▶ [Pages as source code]
* * * * * * *

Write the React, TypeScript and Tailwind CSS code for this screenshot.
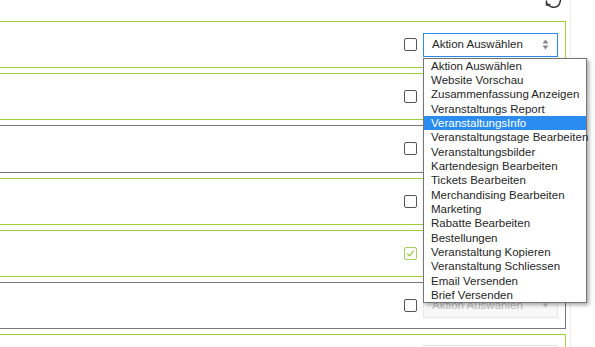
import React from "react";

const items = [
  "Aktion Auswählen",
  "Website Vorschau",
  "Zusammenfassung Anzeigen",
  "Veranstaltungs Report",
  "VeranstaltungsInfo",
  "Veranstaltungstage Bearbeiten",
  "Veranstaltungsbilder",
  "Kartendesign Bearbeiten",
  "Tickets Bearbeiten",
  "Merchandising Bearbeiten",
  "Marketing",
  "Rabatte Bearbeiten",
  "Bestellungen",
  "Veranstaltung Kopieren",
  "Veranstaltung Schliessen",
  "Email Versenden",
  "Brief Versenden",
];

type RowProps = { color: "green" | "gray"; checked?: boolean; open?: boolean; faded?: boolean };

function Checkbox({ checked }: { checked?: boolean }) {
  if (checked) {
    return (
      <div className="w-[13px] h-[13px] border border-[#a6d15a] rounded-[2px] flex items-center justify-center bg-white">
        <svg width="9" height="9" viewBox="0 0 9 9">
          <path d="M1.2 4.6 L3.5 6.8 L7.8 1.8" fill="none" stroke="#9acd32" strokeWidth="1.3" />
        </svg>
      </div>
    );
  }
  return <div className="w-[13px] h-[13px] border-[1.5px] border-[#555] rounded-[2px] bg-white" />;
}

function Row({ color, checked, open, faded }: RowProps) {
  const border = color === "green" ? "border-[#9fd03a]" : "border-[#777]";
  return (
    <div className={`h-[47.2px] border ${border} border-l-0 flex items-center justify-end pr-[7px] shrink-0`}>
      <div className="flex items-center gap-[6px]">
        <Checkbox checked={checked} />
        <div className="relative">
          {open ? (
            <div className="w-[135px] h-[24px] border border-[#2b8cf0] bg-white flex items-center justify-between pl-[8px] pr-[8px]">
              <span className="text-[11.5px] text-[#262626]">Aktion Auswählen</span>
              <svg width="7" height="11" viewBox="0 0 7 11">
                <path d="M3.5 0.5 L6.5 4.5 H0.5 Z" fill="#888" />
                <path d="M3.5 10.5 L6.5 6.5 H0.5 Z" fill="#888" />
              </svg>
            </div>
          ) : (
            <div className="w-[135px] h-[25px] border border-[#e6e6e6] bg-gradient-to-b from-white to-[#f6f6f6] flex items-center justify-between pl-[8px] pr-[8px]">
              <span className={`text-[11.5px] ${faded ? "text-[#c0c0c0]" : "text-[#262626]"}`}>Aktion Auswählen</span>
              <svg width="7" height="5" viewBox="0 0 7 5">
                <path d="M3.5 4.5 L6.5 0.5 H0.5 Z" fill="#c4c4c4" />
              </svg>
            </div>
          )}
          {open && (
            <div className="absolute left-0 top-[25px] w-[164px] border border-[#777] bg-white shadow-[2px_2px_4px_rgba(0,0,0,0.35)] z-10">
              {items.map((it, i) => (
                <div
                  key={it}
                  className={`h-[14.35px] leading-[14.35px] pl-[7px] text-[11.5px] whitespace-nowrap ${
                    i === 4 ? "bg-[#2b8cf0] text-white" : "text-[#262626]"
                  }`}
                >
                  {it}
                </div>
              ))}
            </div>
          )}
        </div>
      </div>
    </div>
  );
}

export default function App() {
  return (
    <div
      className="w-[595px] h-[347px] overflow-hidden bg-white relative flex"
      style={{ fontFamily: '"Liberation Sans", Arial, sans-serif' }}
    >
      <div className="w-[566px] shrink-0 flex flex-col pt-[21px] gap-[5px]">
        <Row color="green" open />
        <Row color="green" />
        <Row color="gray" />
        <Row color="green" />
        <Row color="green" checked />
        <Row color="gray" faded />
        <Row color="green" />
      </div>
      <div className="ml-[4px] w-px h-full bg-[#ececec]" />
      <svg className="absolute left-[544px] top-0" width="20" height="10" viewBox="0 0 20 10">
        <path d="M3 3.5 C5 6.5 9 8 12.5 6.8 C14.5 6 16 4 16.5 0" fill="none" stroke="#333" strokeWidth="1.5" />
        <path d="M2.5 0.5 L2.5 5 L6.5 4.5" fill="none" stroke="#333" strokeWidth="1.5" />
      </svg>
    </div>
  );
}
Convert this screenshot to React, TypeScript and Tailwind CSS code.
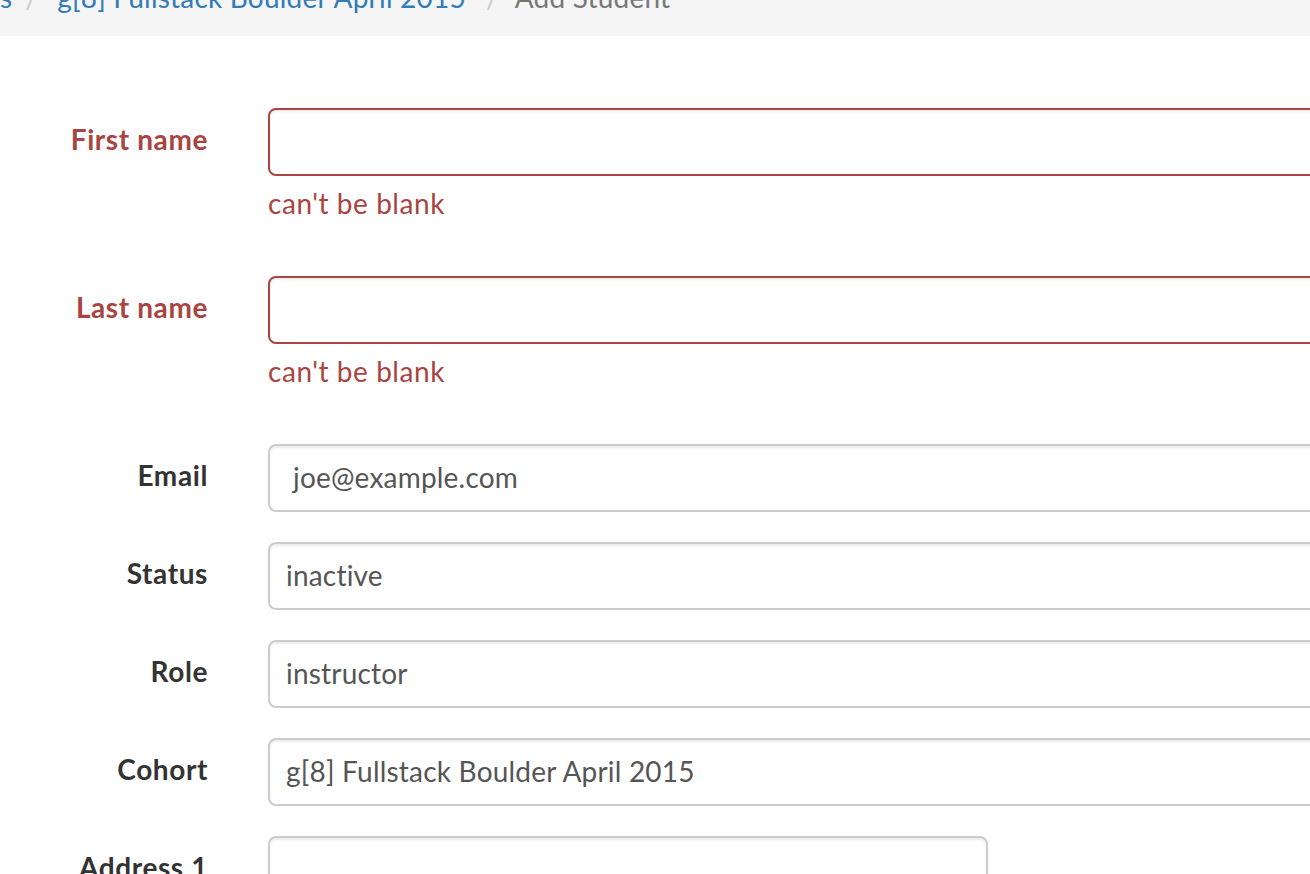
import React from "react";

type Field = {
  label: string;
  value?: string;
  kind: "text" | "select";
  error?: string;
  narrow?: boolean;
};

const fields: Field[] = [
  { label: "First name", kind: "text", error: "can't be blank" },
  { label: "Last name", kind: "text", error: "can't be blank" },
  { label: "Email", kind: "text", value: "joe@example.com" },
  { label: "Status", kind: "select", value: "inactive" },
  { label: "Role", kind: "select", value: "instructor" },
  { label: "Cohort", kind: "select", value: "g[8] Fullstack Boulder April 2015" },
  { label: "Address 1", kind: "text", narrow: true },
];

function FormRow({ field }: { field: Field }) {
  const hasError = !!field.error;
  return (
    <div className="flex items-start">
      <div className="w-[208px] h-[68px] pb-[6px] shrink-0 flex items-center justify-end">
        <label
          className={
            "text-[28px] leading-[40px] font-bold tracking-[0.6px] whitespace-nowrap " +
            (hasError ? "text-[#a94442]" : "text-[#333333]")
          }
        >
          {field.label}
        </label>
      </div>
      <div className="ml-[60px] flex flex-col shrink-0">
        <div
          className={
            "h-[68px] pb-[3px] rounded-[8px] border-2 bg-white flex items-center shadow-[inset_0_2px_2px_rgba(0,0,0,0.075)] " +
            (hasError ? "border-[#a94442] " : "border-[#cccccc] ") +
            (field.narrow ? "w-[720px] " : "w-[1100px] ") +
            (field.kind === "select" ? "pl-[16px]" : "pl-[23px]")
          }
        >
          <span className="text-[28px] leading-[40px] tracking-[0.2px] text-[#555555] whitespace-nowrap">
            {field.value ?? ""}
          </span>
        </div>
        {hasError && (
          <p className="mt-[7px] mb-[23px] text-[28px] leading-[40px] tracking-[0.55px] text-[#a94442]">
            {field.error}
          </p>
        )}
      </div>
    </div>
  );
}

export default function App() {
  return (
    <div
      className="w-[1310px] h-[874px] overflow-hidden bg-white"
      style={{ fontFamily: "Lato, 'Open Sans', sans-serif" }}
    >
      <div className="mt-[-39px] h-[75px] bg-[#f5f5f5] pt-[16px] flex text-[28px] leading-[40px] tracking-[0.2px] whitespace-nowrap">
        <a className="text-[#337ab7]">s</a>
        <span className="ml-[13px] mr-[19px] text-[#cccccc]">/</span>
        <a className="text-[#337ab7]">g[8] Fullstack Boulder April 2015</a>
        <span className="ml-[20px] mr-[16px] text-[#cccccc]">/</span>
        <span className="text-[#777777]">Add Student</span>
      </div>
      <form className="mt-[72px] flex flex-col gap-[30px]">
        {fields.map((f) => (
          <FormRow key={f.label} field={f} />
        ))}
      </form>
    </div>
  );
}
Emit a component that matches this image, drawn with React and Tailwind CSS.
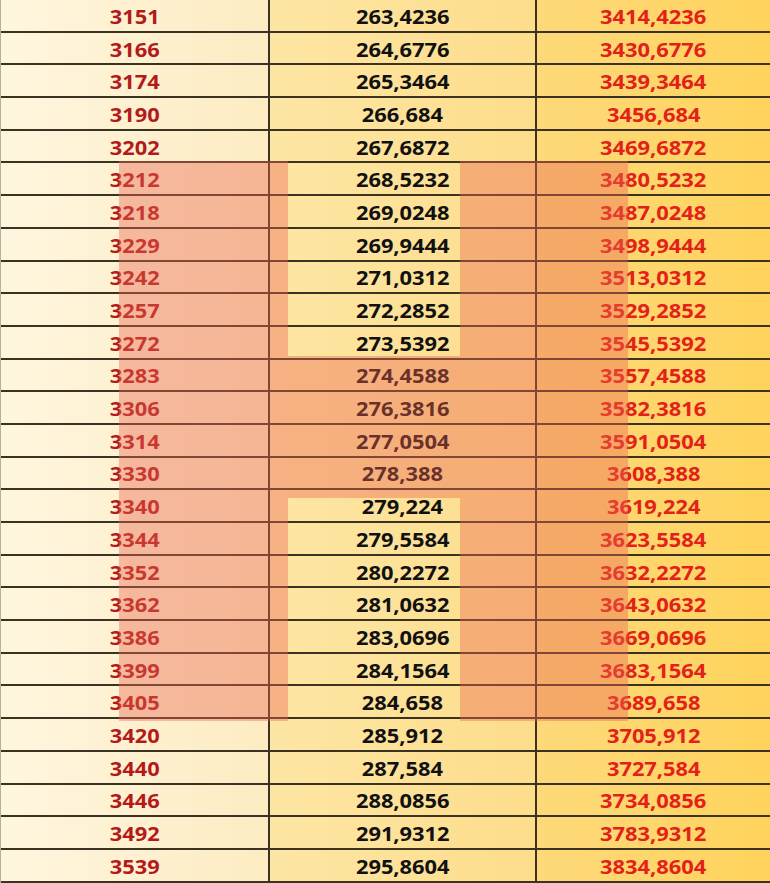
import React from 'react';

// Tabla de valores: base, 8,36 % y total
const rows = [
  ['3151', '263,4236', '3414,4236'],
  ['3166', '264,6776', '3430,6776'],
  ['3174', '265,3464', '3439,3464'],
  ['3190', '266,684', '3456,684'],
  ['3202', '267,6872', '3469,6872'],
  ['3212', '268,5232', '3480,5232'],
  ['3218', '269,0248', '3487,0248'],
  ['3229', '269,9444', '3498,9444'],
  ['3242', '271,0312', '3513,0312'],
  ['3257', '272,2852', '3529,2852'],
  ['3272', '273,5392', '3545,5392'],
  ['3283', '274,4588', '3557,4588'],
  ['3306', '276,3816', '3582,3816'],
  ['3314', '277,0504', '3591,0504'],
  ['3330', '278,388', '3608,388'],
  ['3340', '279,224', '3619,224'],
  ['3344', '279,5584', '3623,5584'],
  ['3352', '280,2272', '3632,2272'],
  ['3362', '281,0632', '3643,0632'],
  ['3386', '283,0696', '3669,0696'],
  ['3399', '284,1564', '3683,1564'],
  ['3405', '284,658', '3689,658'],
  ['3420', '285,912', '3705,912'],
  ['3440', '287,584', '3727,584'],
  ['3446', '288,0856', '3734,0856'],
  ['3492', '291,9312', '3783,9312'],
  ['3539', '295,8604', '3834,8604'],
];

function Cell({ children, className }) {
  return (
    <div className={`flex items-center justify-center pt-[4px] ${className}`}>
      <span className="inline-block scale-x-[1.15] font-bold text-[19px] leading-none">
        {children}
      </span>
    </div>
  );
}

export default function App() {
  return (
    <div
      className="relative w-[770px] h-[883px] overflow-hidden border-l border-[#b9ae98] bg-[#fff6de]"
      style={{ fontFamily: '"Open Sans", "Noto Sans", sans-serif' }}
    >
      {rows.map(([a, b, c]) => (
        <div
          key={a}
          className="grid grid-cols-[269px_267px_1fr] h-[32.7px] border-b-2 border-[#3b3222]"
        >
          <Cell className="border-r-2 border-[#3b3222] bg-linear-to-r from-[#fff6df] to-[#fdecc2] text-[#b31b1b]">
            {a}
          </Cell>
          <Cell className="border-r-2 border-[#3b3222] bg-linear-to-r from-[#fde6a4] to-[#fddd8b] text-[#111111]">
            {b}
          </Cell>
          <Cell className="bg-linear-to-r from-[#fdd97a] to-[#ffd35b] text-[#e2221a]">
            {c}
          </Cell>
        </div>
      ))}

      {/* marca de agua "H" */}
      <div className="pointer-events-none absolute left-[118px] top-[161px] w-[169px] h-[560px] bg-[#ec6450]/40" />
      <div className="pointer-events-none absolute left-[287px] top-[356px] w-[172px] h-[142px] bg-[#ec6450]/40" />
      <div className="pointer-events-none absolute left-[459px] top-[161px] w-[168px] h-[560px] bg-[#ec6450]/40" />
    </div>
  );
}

* * * * * * *

Take only the lines above from the one that has "Emit a component" through the one that has "import React from 'react';" and reproduce them exactly, omitting any pictures.

▶ [Result]
Emit a component that matches this image, drawn with React and Tailwind CSS.
import React from 'react';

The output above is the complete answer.